I could make "user hostility" complaints about systemd but that's not what I came to do because I've really gotten tired of that topic.
@dalias Fair enough, be it related to dbus or tight coupling, I am afraid I am still unable to grasp what point you are articulating *concretely* with that. I see mostly theoretical concern, not grounded in modern and actual blockers you might have encountered because I still cannot derive a concrete instantiation of what you are saying, applicable to objects I am familiar with.
@dalias (and just to be clear, I do embedded systems, used musl, compiled systemd with musl, used s6, contributed to systemd and what not. I am not asking this in the void.)
@raito I don't want the softwares I'm running talking to each other. I want their behaviors to be predictable, tractable to mentally model, independent of what else I have installed/running. I want principle of least surprise. I don't want weird actions happening because I happened to plug in thing X and software Y that was running is interested in that. I don't want privacy spills from what I was doing in one app showing up in another. ...
@raito I don't want processes running as root to magically appear and become attack surface because some application I was running prodded a dbus address and dbus activation ran a daemon that happened to get installed as part of some package something else depended on.
@dalias Still have difficulties to grasp. I can actually disable all dbus activation if I want on my system. Or have mathematical guarantees on such stuff. What is preventing your system integration to do so?
@raito Nothing is preventing me from hacking out behaviors I don't want except time and mental energy.
The whole point was just drawing out that there is this big clash of philosophies underpinning these issues that's rarely examined.
@dalias OK, that's fair. Nonetheless, I must point out that both philosophies have produced different results, whether you find that user hostile seems to depend on your definition of user (for example, you but not me). You talked about "imposition of policy" in another thread, I must say that conversely this sort of final opinion is also for me the consequences of "imposition of policy" unilaterally by like-minded thinkers.
So in the end, I find these arguments hard to accept as criticism.
@dalias They seems to boil down to tastes and colors in system design and architectures. Yes, you eliminate classes of issues with yours, but you put under the carpet other things and retrospectively, the same can be said about the other philosophy.
@raito "Imposition of policy" was in a completely unrelated thread that has nothing to do with this.
It still sounds like you have stuck in your mind that this is supposed to be some sort of indictment of systemd that you're supposed to "accept as criticism". That is totally not the point.
@dalias Fair enough.
@dalias I honestly cannot comprehend, this seems to have nothing to do with the tightly coupling that we are talking about? I don't see how two software avoids talking to each other if they have to. Are you thinking of having the kernel or other primitive intervening here? If you want predictability, it's probably necessary to frame it in terms of static or dynamic description of the system, no?
@raito You don't see how software avoids talking to each other. I don't see how it ever has a good reason to talk to each other in the first place. This is the difference in philosophy I was talking about.

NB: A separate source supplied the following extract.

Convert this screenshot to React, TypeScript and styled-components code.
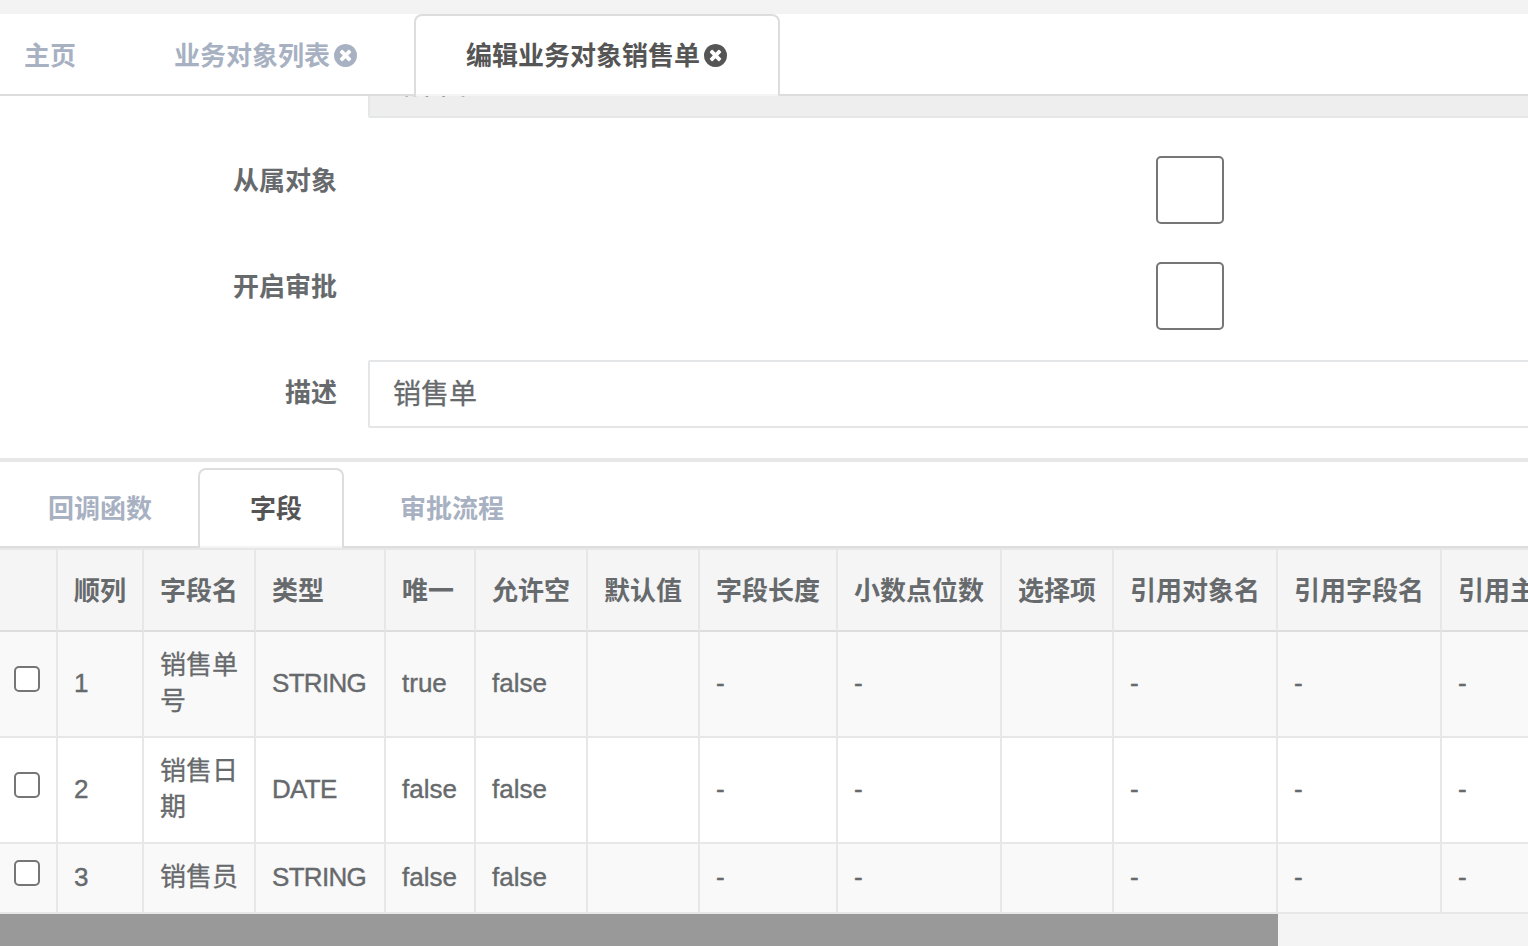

@dalias I feel like this is a difference in wording, no? Or framing?
Are you saying that two programs interacting via a pipe is a forbidden construction? Or is it an argument about how everything should enable you to control what you put in-between the pipes?
@raito If you want an analogy with pipes, program A invoking popen("B",...) would be a very primitive form of the sort of coupling I'm talking about, but largely unobjectionable if B is just processing data and not controlling some persistent state.
The user invoking A|B is not a form this type of coupling.
But none of this is an argument about doing things with pipes. It's about whether programs are aware of each other & addressing each other with IPC/RPC.
@dalias Yes, as it is that portals over D-Bus are kind of "A|B" in my opinion and distro shell scripts to make useful things out of non-systemd init looks like the popen coupling sometimes, but that's my opinion.
Maybe that non coupling design is not coupling, but it can become in integration because of the lack of various things. Conversely, the tightly coupling dbus is just a bus and you could reproduce A|B with APIs, no?
@raito They're absolutely not of the form A|B. A|B is user-invoked or invoked by some script or controlling process that's neither A nor B.
A-does-popen(B) is the analog of the dbus shenanigans.